WORK TO BE COMPLETED: Leave out the pictures and retype only the lines from the opening line to the line that holds "h-[829px] overflow-hidden flex", both ends included.

MATERIAL:
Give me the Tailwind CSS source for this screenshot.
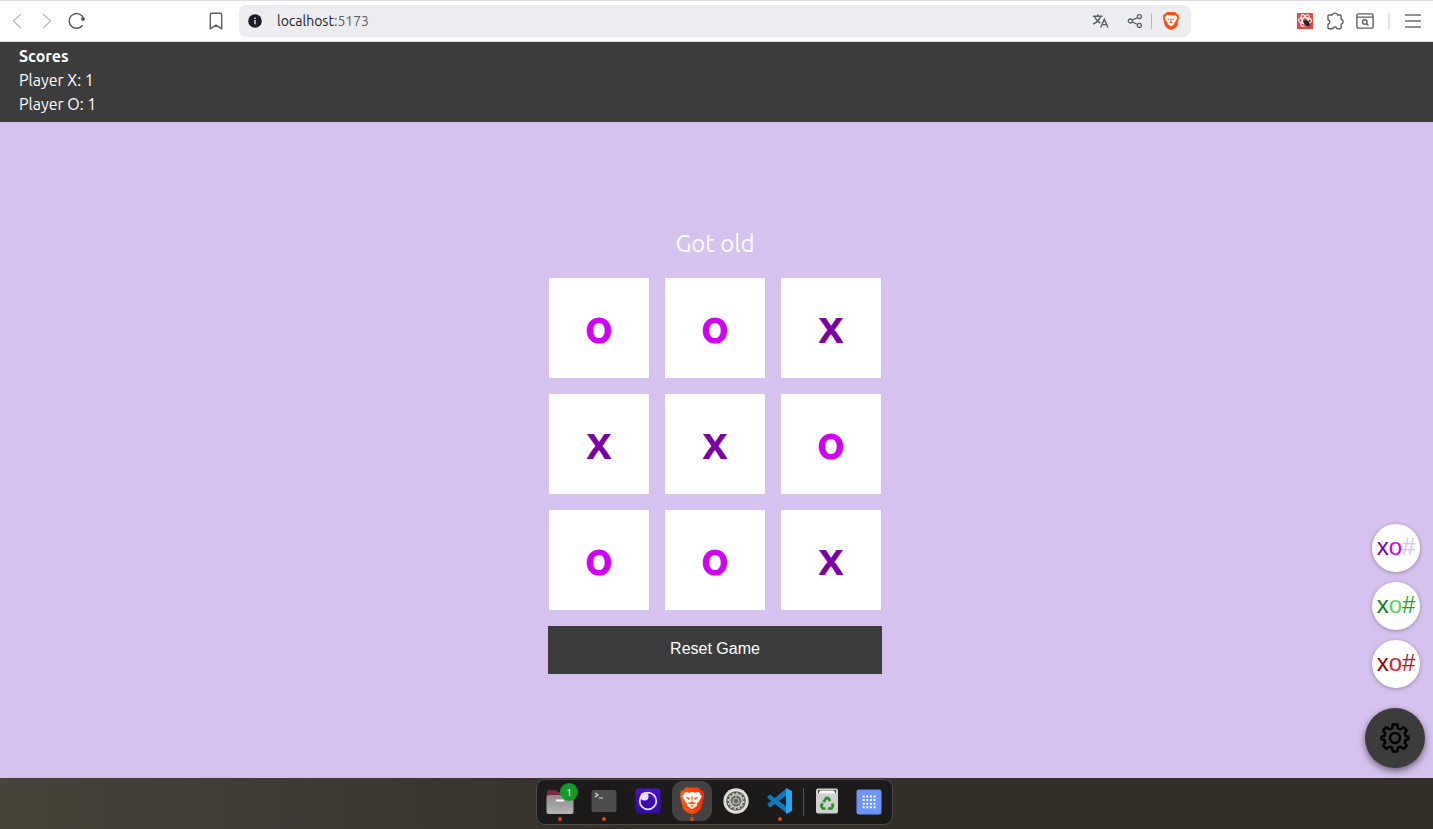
<!DOCTYPE html>
<html lang="en">
<head>
<meta charset="utf-8">
<title>Tic Tac Toe</title>
<script src="https://cdn.jsdelivr.net/npm/@tailwindcss/browser@4"></script>
</head>
<body class="w-[1433px] h-[829px] overflow-hidden flex flex-col font-['Ubuntu','Noto_Sans',sans-serif]">

<!-- Browser toolbar -->
<header class="h-[42px] shrink-0 bg-white border-t border-b border-[#dcdce2] flex items-center text-[#5b5e66]">
  <svg class="ml-[9px] w-4 h-5 text-[#b9bbc0]" viewBox="0 0 16 20" fill="none" stroke="currentColor" stroke-width="1.4"><path d="M12 3 4.500 10 12 17"/></svg>
  <svg class="ml-[14px] w-4 h-5 text-[#b9bbc0]" viewBox="0 0 16 20" fill="none" stroke="currentColor" stroke-width="1.400"><path d="M4 3l7.500 7L4 17"/></svg>
  <svg class="ml-3 w-5 h-5" viewBox="0 0 20 20" fill="none" stroke="currentColor" stroke-width="1.500"><path d="M15.600 14.200A7.400 7.400 0 1 1 15 4.800l1.200 2.200"/><circle cx="16" cy="8" r="2" fill="currentColor" stroke="none"/></svg>
  <svg class="ml-[119px] w-5 h-5" viewBox="0 0 20 20" fill="none" stroke="currentColor" stroke-width="1.400" stroke-linejoin="round"><path d="M6 2.200h8a1.700 1.700 0 0 1 1.700 1.700v14L10 14.200 4.300 17.900v-14A1.700 1.700 0 0 1 6 2.200z"/></svg>
  <div class="ml-[13px] w-[952px] h-8 rounded-lg bg-[#edecf1] flex items-center">
    <svg class="ml-[9px] w-[14px] h-[14px]" viewBox="0 0 14 14"><circle cx="7" cy="7" r="6.800" fill="#1c1b22"/><path d="M7 6v4.200M7 3.600v1.400" stroke="#edecf1" stroke-width="1.400"/></svg>
    <span class="ml-[15px] w-[600px] text-[14px] leading-5 text-[#202124]">localhost<span class="text-[#5b5e66]">:5173</span></span>
    <svg class="ml-auto w-[17px] h-4" viewBox="0 0 17 16" fill="none" stroke="currentColor" stroke-width="1.400"><path d="M1 3.200h9.500M5.700 1.300v2M2.700 3.300c1 3.200 3.500 5.700 5.700 6.700M8.600 3.300C7.600 7 4.500 9.600 1 11M8.700 14.500l3.600-8.300 3.600 8.300M10 11.600h4.700"/></svg>
    <svg class="ml-[18px] w-4 h-4" viewBox="0 0 16 16" fill="none" stroke="currentColor" stroke-width="1.300"><circle cx="3.300" cy="8" r="2"/><circle cx="12.400" cy="3.600" r="2"/><circle cx="12.400" cy="12.400" r="2"/><path d="m5.200 7.200 5.300-2.700M5.200 8.900l5.300 2.600"/></svg>
    <div class="ml-2 w-px h-4 bg-[#b4b5bc]"></div>
    <svg class="ml-[11px] mr-3 w-4 h-[18px]" viewBox="0 0 32 36"><path fill="#ff4b0b" d="M8 0h16l4 4 3 1 1 7-4 16-5 5-7 3-7-3-5-5L0 12l1-7 3-1z"/><path fill="#fff" d="m7 6 5 1 4-1 4 1 5-1 4 6-4 7-3 3 1 2-7 5-7-5 1-2-3-3-4-7z"/><path fill="#ff4b0b" d="m8 12 5 2-1 2.500zm16 0-5 2 1 2.500zM14.500 13h3l-.8 6 2.800 2-3.500 1.800-3.500-1.800 2.800-2z"/></svg>
  </div>
  <svg class="ml-[106px] w-4 h-4" viewBox="0 0 16 16"><path fill="#dc4b3e" d="M0 0h16v16H0z"/><g fill="none" stroke="#fff" stroke-width="1.100"><ellipse cx="8" cy="7.500" rx="6.500" ry="2.700"/><ellipse cx="8" cy="7.500" rx="6.500" ry="2.700" transform="rotate(60 8 7.500)"/><ellipse cx="8" cy="7.500" rx="6.500" ry="2.700" transform="rotate(120 8 7.500)"/></g><ellipse cx="9.800" cy="10.300" rx="2.500" ry="3.600" fill="#33201e" transform="rotate(-35 9.800 10.300)"/><path d="m6 8.500 7.500 4.500M6.500 13l6.500-5.500" stroke="#33201e"/></svg>
  <svg class="ml-3 w-5 h-5" viewBox="0 0 20 20" fill="none" stroke="currentColor" stroke-width="1.400" stroke-linejoin="round"><path d="M4 4H7.200a2.800 2.500 0 0 1 5.400 0h2.500a1 1 0 0 1 1 1v3.300a2.500 2.500 0 0 1 0 4.900v3.600a1 1 0 0 1-1 1H12.200a2.300 2.200 0 0 0-4.500 0H4a1 1 0 0 1-1-1v-3.600a2.300 2.300 0 0 0 0-4.500V5a1 1 0 0 1 1-1z"/></svg>
  <svg class="ml-[11px] w-[18px] h-4" viewBox="0 0 18 16" fill="none" stroke="currentColor" stroke-width="1.400"><rect x=".9" y=".9" width="16.200" height="14.200" rx="1.500"/><path d="M1 4.100h16M10.400 10.500l2 2"/><circle cx="8.800" cy="9" r="2.200"/></svg>
  <div class="ml-[14px] w-[2px] h-4 bg-[#dfdfe5]"></div>
  <svg class="ml-[14px] w-[18px] h-4" viewBox="0 0 18 16" stroke="#6b6e75" stroke-width="1.500"><path d="M1 2h16M1 8h16M1 14h16"/></svg>
</header>

<!-- Scores -->
<section class="h-20 shrink-0 bg-[#3c3c3c] text-white pl-[19px] pt-[2px] text-[16px] leading-6">
  <h2 class="font-bold">Scores</h2>
  <p>Player X: 1</p>
  <p>Player O: 1</p>
</section>

<!-- Game -->
<main class="relative h-[656px] shrink-0 bg-[#d7c1ee] flex flex-col items-center pr-[3px] pt-[104px]">
  <p class="h-9 text-white text-[24px] leading-9">Got old</p>
  <div class="mt-4 grid grid-cols-3 gap-4 text-[48px] font-bold text-[#d000f5]">
    <div class="w-[100px] h-[100px] pb-[6px] bg-white flex items-center justify-center">o</div>
    <div class="w-[100px] h-[100px] pb-[6px] bg-white flex items-center justify-center">o</div>
    <div class="w-[100px] h-[100px] pb-[6px] bg-white flex items-center justify-center text-[#7c00a4]">x</div>
    <div class="w-[100px] h-[100px] pb-[6px] bg-white flex items-center justify-center text-[#7c00a4]">x</div>
    <div class="w-[100px] h-[100px] pb-[6px] bg-white flex items-center justify-center text-[#7c00a4]">x</div>
    <div class="w-[100px] h-[100px] pb-[6px] bg-white flex items-center justify-center">o</div>
    <div class="w-[100px] h-[100px] pb-[6px] bg-white flex items-center justify-center">o</div>
    <div class="w-[100px] h-[100px] pb-[6px] bg-white flex items-center justify-center">o</div>
    <div class="w-[100px] h-[100px] pb-[6px] bg-white flex items-center justify-center text-[#7c00a4]">x</div>
  </div>
  <button class="mt-4 w-[334px] h-12 pb-[3px] bg-[#3c3c3c] text-white text-[16px] font-['Liberation_Sans',Arial,sans-serif]">Reset Game</button>

  <!-- Theme picker -->
  <aside class="absolute right-2 bottom-[10px] flex flex-col items-center text-[24px] leading-none font-['Liberation_Sans',Arial,sans-serif]">
    <button class="ml-[2px] mb-[10px] w-12 h-12 rounded-full bg-white shadow-[0_1px_4px_rgba(0,0,0,0.3)] flex items-center justify-center pb-[2px]"><span class="text-[#7c00a4]">x</span><span class="text-[#d000f5]">o</span><span class="text-[#d7c1ee]">#</span></button>
    <button class="ml-[2px] mb-[10px] w-12 h-12 rounded-full bg-white shadow-[0_1px_4px_rgba(0,0,0,0.3)] flex items-center justify-center pb-[2px]"><span class="text-[#128012]">x</span><span class="text-[#5ad35a]">o</span><span class="text-[#22a122]">#</span></button>
    <button class="ml-[2px] mb-5 w-12 h-12 rounded-full bg-white shadow-[0_1px_4px_rgba(0,0,0,0.3)] flex items-center justify-center pb-[2px]"><span class="text-[#8b0000]">x</span><span class="text-[#e3173e]">o</span><span class="text-[#b50f2a]">#</span></button>
    <button class="w-[60px] h-[60px] rounded-full bg-[#3c3c3c] shadow-[0_3px_7px_rgba(0,0,0,0.5)] flex items-center justify-center">
      <svg class="w-[30px] h-[30px]" viewBox="1 1 30 30" fill="none" stroke="#000" stroke-width="2.500" stroke-linejoin="round"><circle cx="16" cy="16" r="5"/><path d="M13.800 2.500h4.400l.8 3.800 2.500 1 3.200-2.100 3.100 3.100-2.100 3.200 1 2.500 2.800.6v2.800l-2.800.6-1 2.500 2.100 3.200-3.100 3.100-3.200-2.100-2.500 1-.8 3.800h-4.400l-.8-3.800-2.500-1-3.200 2.100-3.100-3.100 2.100-3.200-1-2.500-2.800-.6v-2.800l2.800-.6 1-2.500-2.100-3.200 3.100-3.100 3.200 2.100 2.500-1z"/></svg>
    </button>
  </aside>
</main>

<!-- Dock -->
<footer class="h-[51px] shrink-0 bg-linear-to-r from-[#48443a] to-[#352f2a] to-45% flex justify-center items-start pr-[4px] pt-px">
  <nav class="w-[357px] h-[46px] rounded-[9px] border border-[#4b4a48] bg-[#1c1b1a] flex items-start pl-[3px]">
    <div class="w-10 mr-1 h-11 relative flex flex-col items-center">
      <svg class="mt-[7px] w-7 h-7" viewBox="0 0 28 28"><defs><linearGradient id="fold" x1="0" y1="0" x2="0" y2="1"><stop stop-color="#8c8c8c"/><stop offset="1" stop-color="#b4b4b4"/></linearGradient></defs><path fill="#7a2748" d="M1 5a2 2 0 0 1 2-2h7l2 2h14v8H1z"/><rect x=".5" y="8" width="27" height="19" rx="2" fill="url(#fold)"/><path d="M10 13.500h8" stroke="#fff" stroke-width="2"/></svg>
      <div class="absolute left-[20px] top-[3px] w-[18px] h-[18px] rounded-full bg-[#149a26] text-white text-[10px] flex items-center justify-center">1</div>
      <i class="mt-[2px] w-1 h-1 rounded-full bg-[#dc4a1c]"></i>
    </div>
    <div class="w-10 mr-1 h-11 flex flex-col items-center">
      <svg class="mt-[7px] w-7 h-7" viewBox="0 0 28 28"><rect x="1.500" y="3" width="25" height="22" rx="2.500" fill="#4c4c4c"/><path d="m5 6 3 2-3 2M9 11h4" fill="none" stroke="#ddd" stroke-width="1.200"/></svg>
      <i class="mt-[2px] w-1 h-1 rounded-full bg-[#dc4a1c]"></i>
    </div>
    <div class="w-10 mr-1 h-11 flex flex-col items-center">
      <svg class="mt-[7px] w-7 h-7" viewBox="0 0 28 28"><defs><linearGradient id="eye" x1="0" y1="0" x2="0" y2="1"><stop stop-color="#4a12cc"/><stop offset="1" stop-color="#330a9c"/></linearGradient></defs><rect x="1.500" y="1.500" width="25" height="25" rx="3.500" fill="url(#eye)"/><circle cx="14" cy="14" r="8.300" fill="none" stroke="#e8e2ff" stroke-width="1.800"/><circle cx="10.500" cy="9.500" r="4" fill="#e8e2ff"/></svg>
    </div>
    <div class="w-10 mr-1 h-10 mt-px rounded-[11px] bg-[#444342] flex flex-col items-center">
      <svg class="mt-[6px] w-6 h-7" viewBox="0 0 32 36"><defs><linearGradient id="lion"><stop stop-color="#fb5a10"/><stop offset="1" stop-color="#fb3004"/></linearGradient></defs><path fill="url(#lion)" d="M8 0h16l4 4 3 1 1 7-4 16-5 5-7 3-7-3-5-5L0 12l1-7 3-1z"/><path fill="#fff" d="m7 6 5 1 4-1 4 1 5-1 4 6-4 7-3 3 1 2-7 5-7-5 1-2-3-3-4-7z"/><path fill="#fb4a0e" d="m7 12 6 2-1 3zm18 0-6 2 1 3zM15 12h2l-.5 7 3.500 2-4 1.500-4-1.500 3.500-2zM11 19l3 2-2 1.500zm10 0-3 2 2 1.500zM13 24.500l3-1 3 1-3 1z"/></svg>
      <i class="mt-[2px] w-1 h-1 shrink-0 rounded-full bg-[#dc4a1c]"></i>
    </div>
    <div class="w-10 mr-1 h-11 flex flex-col items-center">
      <svg class="mt-[7px] w-7 h-7" viewBox="0 0 28 28" fill="none"><circle cx="14" cy="14" r="12.700" fill="#deded9"/><circle cx="14" cy="14" r="9.800" fill="#5d5d59"/><circle cx="14" cy="14" r="7.700" stroke="#c9c9c4" stroke-width="1.800" stroke-dasharray="2 2.030"/><circle cx="14" cy="14" r="6.200" stroke="#c9c9c4" stroke-width="1.600"/><circle cx="14" cy="14" r="2.800" stroke="#aaaaa5" stroke-width="1.600"/><path d="M14 8v3M9 17l2.500-1.500M19 17l-2.500-1.500" stroke="#aaaaa5" stroke-width="1.200"/></svg>
    </div>
    <div class="w-10 mr-1 h-11 flex flex-col items-center">
      <svg class="mt-[7px] w-7 h-7" viewBox="0 0 28 28"><path fill="#087dc1" d="m1.500 9.500 2.500-2 17 12.500v6.500L1.500 11z"/><path fill="#1177bb" d="m1.500 18 2.500 2.500L21 8V1L1.500 17z"/><path fill="#27a5ef" d="m20 1 6 3v20l-6 3z"/></svg>
      <i class="mt-[2px] w-1 h-1 rounded-full bg-[#dc4a1c]"></i>
    </div>
    <div class="ml-[-1px] mt-2 w-px h-7 bg-[#555452]"></div>
    <div class="w-10 ml-[3px] h-11 flex flex-col items-center">
      <svg class="mt-[7px] w-7 h-7" viewBox="0 0 28 28"><rect x="3" y="1.500" width="22" height="25" rx="2" fill="#d0d0cd"/><path fill="#4c4c4a" d="M5 3h18v3.500H5z"/><path fill="#fff" d="M7 3.500h14l1.500 3.200h-17z"/><g fill="none" stroke="#24902b" stroke-width="2.600"><path d="m10.500 15 2.700-4h2l2 3M19 16.500l1 2-1.500 3H15M12.500 21.500H9.700l-1.500-3 1.500-2.300"/></g></svg>
    </div>
    <div class="w-10 ml-[2px] h-11 flex flex-col items-center">
      <svg class="mt-[7px] w-7 h-7" viewBox="0 0 28 28"><rect x="1.500" y="2.500" width="25" height="25" rx="2.500" fill="#6c94f6"/><path d="M7.700 9.500h13M7.700 13.100h13M7.700 16.700h13M7.700 20.300h13" stroke="#fff" stroke-width="2" stroke-dasharray="2 1.600"/></svg>
    </div>
  </nav>
</footer>
</body>
</html>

IN RESPONSE:
Give me the Tailwind CSS source for this screenshot.
<!DOCTYPE html>
<html lang="en">
<head>
<meta charset="utf-8">
<title>Tic Tac Toe</title>
<script src="https://cdn.jsdelivr.net/npm/@tailwindcss/browser@4"></script>
</head>
<body class="w-[1433px] h-[829px] overflow-hidden flex flex-col font-['Ubuntu','Noto_Sans',sans-serif]">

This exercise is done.